Когда я вошел в вагон, меня поразила его чистота, сановная комфортабельность широких диванов и кресел, сияние наполированных плоскостей и графическая четкость линий. Все это было совсем не похоже на хаос и грязь революционных учреждений. Я сразу же почувствовал себя в каком–то затонувшем гофмейстерском мире: было странно, что есть еще руки, которые не только голосуют за и против правительства, но и по–старинному убирают для него вагоны.

В Москве нас ждали автомобили, которые доставили нас в Кремль, где нам были отведены комнаты в Большом дворце. Я был помещен вместе с П. М. Толстым. Толстой очень волновался предстоящим совещанием: перед тем, как лечь спать, он успокаивал себя долгим хождением по комнате в костюме Адама. Но он не молчал, что для успокоения нервной системы было, по его словам, важнее наготы, а все время говорил. Слушая его и смотря то на его длинные, худые ноги, то и дело останавливавшиеся передо мною, то на пустынные кремлевские просторы за окном, я решительно не понимал, кто он, кто я, почему мы ночуем в царском дворце, что мы делаем и что с нами творится. Часто находившее на меня чувство призрачности революции никогда еще не достигало такой силы, как в памятную ночь с 13–го на 14–го августа. В душе было смутно и нехорошо: пребывание в царских покоях устыжало, словно я кого–то обокрал и не знаю, как бы так спрятать краденое, чтобы забыть о краже.
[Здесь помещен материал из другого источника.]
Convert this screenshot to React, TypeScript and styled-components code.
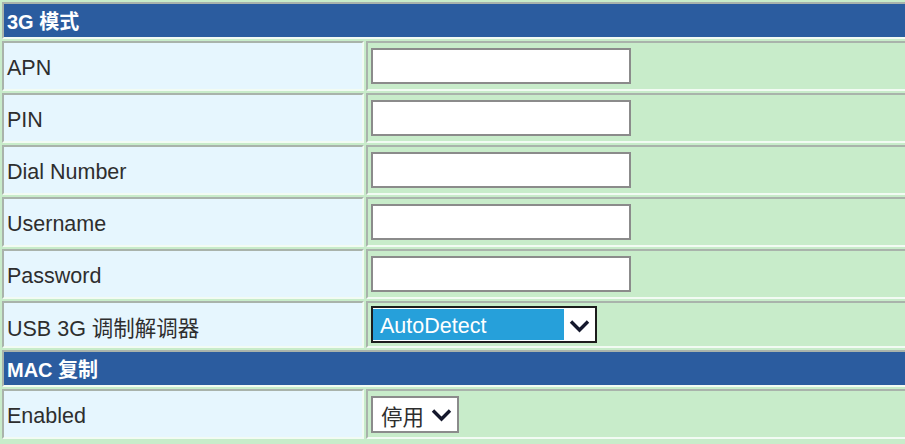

Как только я вошел в громадный, красно–золотой зрительный зал Большого театра, переполненный представителями правительства и Советов, членами четвертой Государственной Думы, общественными деятелями, профессорами, генералами и адвокатами, я почувствовал предельную напряженность господствовавшей в собрании атмосферы. Все были как в лихорадке, все чего–то боялись, на что–то надеялись, во всяком случае чего–то ждали. Характерною чертою этого ожидания было то, что собравшиеся чего–то ждали не от себя, не от своего почина, а от каких–то тайных, закулисных сил. Такое настроение было тем более непонятно, что все ответственные политические деятели и стоящие за ними группы прибыли на Московское Государственное совещание с целью сговора, т. е. с целью всемерной поддержки Временного правительства. Центральным исполнительным комитетом, резко отмежевавшимся от большевиков, были строго запрещены всякие самочинные сборища и манифестации на улицах. Большевистские представители комитета, заявившие о своем желании выступить с особым заявлением, не были вовсе допущены на Государственное совещание. Прочитанная Чхеидзе от имени советской демократии «платформа» была сформулирована в явном расчете на то, что она окажется приемлемой и для буржуазного крыла демократии. Ораторы буржуазных партий, правда, не стесняясь критиковали правительственную нерешительность и откровенно вменяли в вину Керенскому его одностороннюю зависимость от социалистических партий, но отнюдь не предлагали открытого разрыва с Советами.

Кто был на Московском совещании, помнит, а кто не был, может прочесть в любых воспоминаниях, что эта примирительная тенденция неожиданно приобрела к концу совещания как бы символическое выражение в том крепком рукопожатии, которым вождь советской демократии, Церетелли, при оглушительных аплодисментах почти всего зала обменялся с представителем торгово–промышленного класса А. А. Бубликовым.

Несмотря на такой апофеоз двухдневных прений, все члены совещания разошлись с чувством, что настоящего примирения между правым и левым секторами собрания не состоялось и что события в ближайшем же будущем примут новый и скорее всего катастрофический оборот.

Объясняется это противоречие тем, что почти все вожди совещания ощущали свою примирительную тактику не как ведущий в счастливое будущее путь, а как канат над бездной, уже разделившей Россию на два непримиримых лагеря.

Может быть один только Керенский верил еще в то, что канат, по которому он, балансируя, скользит над бездной, есть тот путь, по которому пойдет революция.

Признаков того, что за стенами Большого театра что–то готовится, было много. В день открытия совещания трамваи не ходили и рестораны оставались закрытыми. Этою частичною забастовкою большевики напоминали совещанию о своей непримиримости по отношению ко всякому примиренчеству. Но так как большевистские подвохи были не новостью, то члены совещания без особого возмущения ездили на извозчиках и обедали у знакомых: в конце концов, так было даже удобнее.